EXPERTS INVITÉS. Accepteriez-vous de vous unir à une personne qui promet de vous dévoiler uniquement une partie de sa personnalité et qui vous cache ses traits les plus obscurs ? Certainement pas. Pourtant, c’est ce que font de nombreuses personnes bien nanties en souscrivant une police d’assurance assortie d’un compte de placement.

Votre carrière est en pleine ascension et le premier-né de la famille vient de naître. Le besoin de protéger vos bien-aimés au moyen d’une assurance vie se fait rapidement sentir. Personne ne désire laisser sa succession dans un pétrin financier advenant le pire. Cela va de soi.

C’est à ce moment qu’un conseiller en sécurité financière vous propose une solution «idéale». Il vous vante les vertus d’un produit qui marie assurance et placement : l’assurance vie dite «universelle». Non seulement votre prime se payera d’elle-même rendu à un certain âge, vous fait-il valoir, mais en plus, le volet placement comporte d’appréciables avantages fiscaux.
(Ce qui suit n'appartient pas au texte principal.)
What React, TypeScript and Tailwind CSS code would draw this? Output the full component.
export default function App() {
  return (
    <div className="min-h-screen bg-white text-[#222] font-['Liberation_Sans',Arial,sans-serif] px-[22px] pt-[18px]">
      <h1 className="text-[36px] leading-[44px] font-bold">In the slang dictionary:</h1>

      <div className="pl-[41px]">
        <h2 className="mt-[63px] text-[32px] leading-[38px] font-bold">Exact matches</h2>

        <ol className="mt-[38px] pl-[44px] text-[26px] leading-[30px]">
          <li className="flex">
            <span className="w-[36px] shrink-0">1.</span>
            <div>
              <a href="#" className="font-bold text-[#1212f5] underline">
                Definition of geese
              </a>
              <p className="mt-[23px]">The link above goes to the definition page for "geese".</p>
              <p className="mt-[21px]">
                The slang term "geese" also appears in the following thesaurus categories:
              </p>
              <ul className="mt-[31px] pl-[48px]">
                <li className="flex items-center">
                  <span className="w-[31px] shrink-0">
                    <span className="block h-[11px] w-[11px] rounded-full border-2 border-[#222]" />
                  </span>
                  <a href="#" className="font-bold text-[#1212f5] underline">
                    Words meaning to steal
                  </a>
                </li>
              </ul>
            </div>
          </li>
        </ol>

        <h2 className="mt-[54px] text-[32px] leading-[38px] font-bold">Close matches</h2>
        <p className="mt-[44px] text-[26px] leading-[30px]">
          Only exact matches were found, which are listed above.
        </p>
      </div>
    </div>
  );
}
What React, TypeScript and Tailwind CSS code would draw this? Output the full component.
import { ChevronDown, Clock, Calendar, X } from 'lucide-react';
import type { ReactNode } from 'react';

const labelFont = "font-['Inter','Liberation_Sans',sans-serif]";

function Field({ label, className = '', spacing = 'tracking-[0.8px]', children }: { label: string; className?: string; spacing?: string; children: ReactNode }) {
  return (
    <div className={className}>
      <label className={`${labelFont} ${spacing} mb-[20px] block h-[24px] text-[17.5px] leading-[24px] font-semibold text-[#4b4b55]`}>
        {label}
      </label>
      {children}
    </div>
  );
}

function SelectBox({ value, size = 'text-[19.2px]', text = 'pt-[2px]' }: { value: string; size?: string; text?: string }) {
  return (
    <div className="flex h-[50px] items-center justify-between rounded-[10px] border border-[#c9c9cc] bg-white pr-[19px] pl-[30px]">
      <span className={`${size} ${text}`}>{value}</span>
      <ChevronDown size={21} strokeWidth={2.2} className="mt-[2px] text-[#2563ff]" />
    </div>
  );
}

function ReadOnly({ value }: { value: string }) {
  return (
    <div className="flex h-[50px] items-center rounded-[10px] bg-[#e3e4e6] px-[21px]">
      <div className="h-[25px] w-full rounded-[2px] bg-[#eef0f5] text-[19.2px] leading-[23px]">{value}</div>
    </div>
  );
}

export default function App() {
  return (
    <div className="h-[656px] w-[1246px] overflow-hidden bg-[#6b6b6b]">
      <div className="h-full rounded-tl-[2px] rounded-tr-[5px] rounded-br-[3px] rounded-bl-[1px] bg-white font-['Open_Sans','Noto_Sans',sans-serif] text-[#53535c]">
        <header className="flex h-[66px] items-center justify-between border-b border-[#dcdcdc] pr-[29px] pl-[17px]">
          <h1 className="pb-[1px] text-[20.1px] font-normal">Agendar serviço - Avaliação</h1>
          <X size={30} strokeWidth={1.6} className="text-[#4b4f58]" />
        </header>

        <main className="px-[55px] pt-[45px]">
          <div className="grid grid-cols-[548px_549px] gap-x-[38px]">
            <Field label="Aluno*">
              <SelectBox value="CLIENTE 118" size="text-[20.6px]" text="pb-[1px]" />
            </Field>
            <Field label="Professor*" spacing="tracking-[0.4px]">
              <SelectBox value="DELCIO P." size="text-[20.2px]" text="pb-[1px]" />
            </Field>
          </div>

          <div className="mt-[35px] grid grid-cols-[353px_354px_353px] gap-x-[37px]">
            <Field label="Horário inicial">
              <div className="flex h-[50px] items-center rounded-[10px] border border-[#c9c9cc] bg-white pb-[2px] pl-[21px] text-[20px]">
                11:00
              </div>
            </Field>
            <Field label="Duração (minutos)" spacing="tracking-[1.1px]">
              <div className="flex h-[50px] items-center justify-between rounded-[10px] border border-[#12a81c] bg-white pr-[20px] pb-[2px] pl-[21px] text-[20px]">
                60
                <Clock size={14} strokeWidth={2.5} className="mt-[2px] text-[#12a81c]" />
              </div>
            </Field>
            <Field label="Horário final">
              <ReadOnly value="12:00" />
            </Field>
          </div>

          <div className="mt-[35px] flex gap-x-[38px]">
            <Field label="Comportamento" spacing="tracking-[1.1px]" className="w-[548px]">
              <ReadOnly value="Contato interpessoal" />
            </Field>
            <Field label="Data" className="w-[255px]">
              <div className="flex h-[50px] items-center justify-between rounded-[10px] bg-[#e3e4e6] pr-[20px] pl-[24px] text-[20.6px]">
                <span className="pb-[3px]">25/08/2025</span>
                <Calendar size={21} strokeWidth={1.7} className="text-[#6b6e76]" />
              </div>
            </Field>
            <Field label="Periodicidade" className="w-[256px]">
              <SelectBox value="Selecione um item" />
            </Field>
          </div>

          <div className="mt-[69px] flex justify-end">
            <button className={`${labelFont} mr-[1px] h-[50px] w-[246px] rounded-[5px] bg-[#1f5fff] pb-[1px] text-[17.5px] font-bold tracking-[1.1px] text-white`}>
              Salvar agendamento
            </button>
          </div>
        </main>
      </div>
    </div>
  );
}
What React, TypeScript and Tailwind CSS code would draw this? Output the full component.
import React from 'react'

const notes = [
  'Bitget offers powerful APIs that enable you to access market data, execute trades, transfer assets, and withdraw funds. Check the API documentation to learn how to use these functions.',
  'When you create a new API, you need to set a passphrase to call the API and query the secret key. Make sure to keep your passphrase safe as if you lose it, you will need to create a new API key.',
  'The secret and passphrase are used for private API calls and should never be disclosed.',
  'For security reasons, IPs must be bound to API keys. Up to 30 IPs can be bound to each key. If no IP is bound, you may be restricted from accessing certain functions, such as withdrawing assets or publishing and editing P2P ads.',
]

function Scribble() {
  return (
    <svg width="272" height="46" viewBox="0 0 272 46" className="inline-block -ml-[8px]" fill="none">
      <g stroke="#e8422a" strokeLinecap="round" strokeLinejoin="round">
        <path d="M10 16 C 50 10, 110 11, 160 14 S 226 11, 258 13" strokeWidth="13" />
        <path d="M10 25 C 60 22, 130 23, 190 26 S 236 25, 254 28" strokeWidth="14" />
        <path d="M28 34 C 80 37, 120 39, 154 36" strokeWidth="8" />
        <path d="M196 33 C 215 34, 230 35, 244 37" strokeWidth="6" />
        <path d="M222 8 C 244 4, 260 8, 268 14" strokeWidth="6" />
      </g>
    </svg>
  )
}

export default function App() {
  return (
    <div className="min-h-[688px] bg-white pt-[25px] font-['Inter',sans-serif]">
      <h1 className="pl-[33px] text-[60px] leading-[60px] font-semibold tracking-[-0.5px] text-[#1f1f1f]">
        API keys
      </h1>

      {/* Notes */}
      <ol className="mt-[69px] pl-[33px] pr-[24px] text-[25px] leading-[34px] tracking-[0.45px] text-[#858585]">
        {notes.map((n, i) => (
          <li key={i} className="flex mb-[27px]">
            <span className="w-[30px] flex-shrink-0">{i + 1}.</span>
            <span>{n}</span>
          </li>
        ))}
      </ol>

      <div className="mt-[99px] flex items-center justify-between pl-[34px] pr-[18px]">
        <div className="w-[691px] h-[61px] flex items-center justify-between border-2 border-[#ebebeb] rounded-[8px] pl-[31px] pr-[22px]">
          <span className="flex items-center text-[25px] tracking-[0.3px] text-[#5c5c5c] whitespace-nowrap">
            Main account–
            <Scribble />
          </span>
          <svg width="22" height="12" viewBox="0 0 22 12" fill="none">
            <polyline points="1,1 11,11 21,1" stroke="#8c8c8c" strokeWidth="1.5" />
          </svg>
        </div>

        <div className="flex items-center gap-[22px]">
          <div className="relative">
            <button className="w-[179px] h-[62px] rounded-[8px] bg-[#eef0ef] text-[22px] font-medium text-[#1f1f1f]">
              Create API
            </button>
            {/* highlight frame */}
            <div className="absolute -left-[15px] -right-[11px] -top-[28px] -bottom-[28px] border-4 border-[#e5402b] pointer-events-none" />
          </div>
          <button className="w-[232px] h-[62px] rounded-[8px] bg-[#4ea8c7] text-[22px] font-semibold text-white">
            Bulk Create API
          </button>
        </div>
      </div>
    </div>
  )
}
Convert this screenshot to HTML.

Votre argent fructifiera à l’abri de l’impôt pour le plus grand bien de votre succession, insiste le promoteur du produit.

Génial, n’est-ce pas ? À première vue peut-être. L’analyse de plusieurs contrats d’assurance pour des clients qui avaient été séduits par ces produits nous a toutefois permis de découvrir les coûteuses failles à long terme que ces contrats d’assurance comportent.

Piètre rendement

Comme mentionné précédemment, l’assurance vie universelle allie une assurance vie permanente de base à un compte de placement. La prime exigée s’applique de façon globale pour les deux portions et est ainsi très difficile à distinguer pour le commun des mortels.

Afin de décortiquer la valeur économique de ce produit relativement complexe, nous avons pris un cas que nous avons récemment analysé. Un professionnel avait souscrit, il y a cinq ans, une assurance vie universelle garantissant un capital de 500 000 $ à son décès, auquel s’ajoutera la valeur de la portion épargne-placements à ce moment.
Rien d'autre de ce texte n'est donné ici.